Key Innovations of Conda's Early Design
Several design principles set Conda apart from its predecessors and contemporaries:
- Environment Management: This is perhaps Conda's most celebrated feature. Conda allows users to create isolated environments, each with its own Python interpreter and set of installed packages. This means you can have multiple projects, each with its own distinct set of dependencies, coexisting on the same machine without interference. This directly addressed the notorious dependency conflict problem.
- Binary Packages: Conda primarily distributes pre-compiled binary packages. This significantly speeds up installation times, as users don't need to compile code from source, which can be a complex and time-consuming process, especially for libraries with extensive C/C++/Fortran dependencies. It also ensures greater consistency across different operating systems.
- Dependency Resolution: Conda employs a sophisticated solver to figure out which versions of packages can coexist. When you ask Conda to install a package, it not only considers the dependencies of that specific package but also the dependencies of all other packages already in your environment, as well as the dependencies of the packages you've explicitly requested. It then attempts to find a set of compatible versions that satisfies all requirements.
- Cross-Platform Support: From its inception, Conda was designed to work seamlessly across Windows, macOS, and Linux. This was a major advantage for teams working in diverse environments and for distributing software to a broad user base.
- Package and Environment Specification Files: Conda uses files like `environment.yml` to define the exact packages and versions required for an environment, as well as the Python version. This file can be shared with others, allowing them to recreate the exact same environment, thereby solving the reproducibility challenge.

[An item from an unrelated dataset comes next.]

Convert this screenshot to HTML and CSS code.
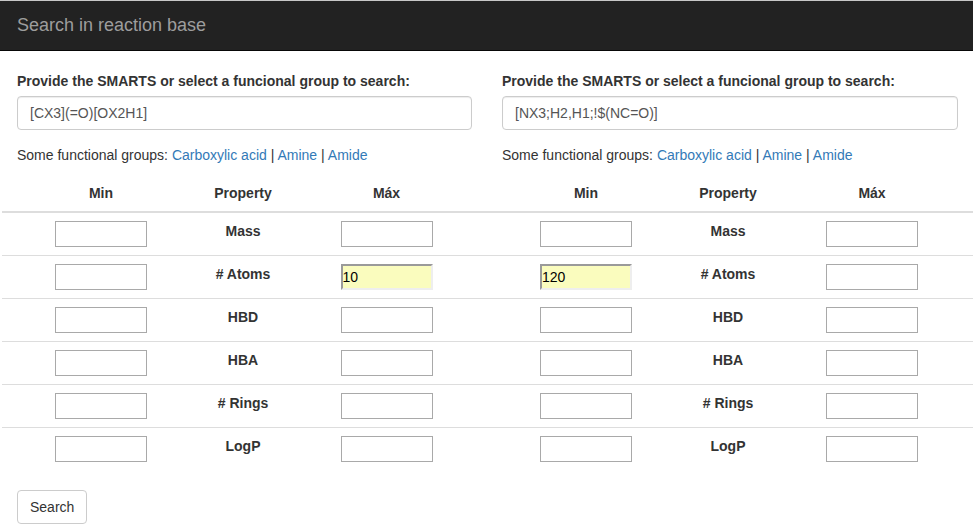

The initial development focused on building a robust core that could handle these complex requirements. The Anaconda distribution served as the perfect testing ground and showcase for Conda's capabilities. By bundling popular scientific libraries and making them easily installable via Conda, Continuum Analytics quickly gained traction within the data science community.
From Continuum Analytics to Anaconda, Inc.
As Conda grew in popularity and its utility became undeniable, Continuum Analytics underwent a strategic rebranding to **Anaconda, Inc.** This change reflected the company's broader focus on providing a comprehensive platform for data science and machine learning, with Conda as its foundational package and environment management technology.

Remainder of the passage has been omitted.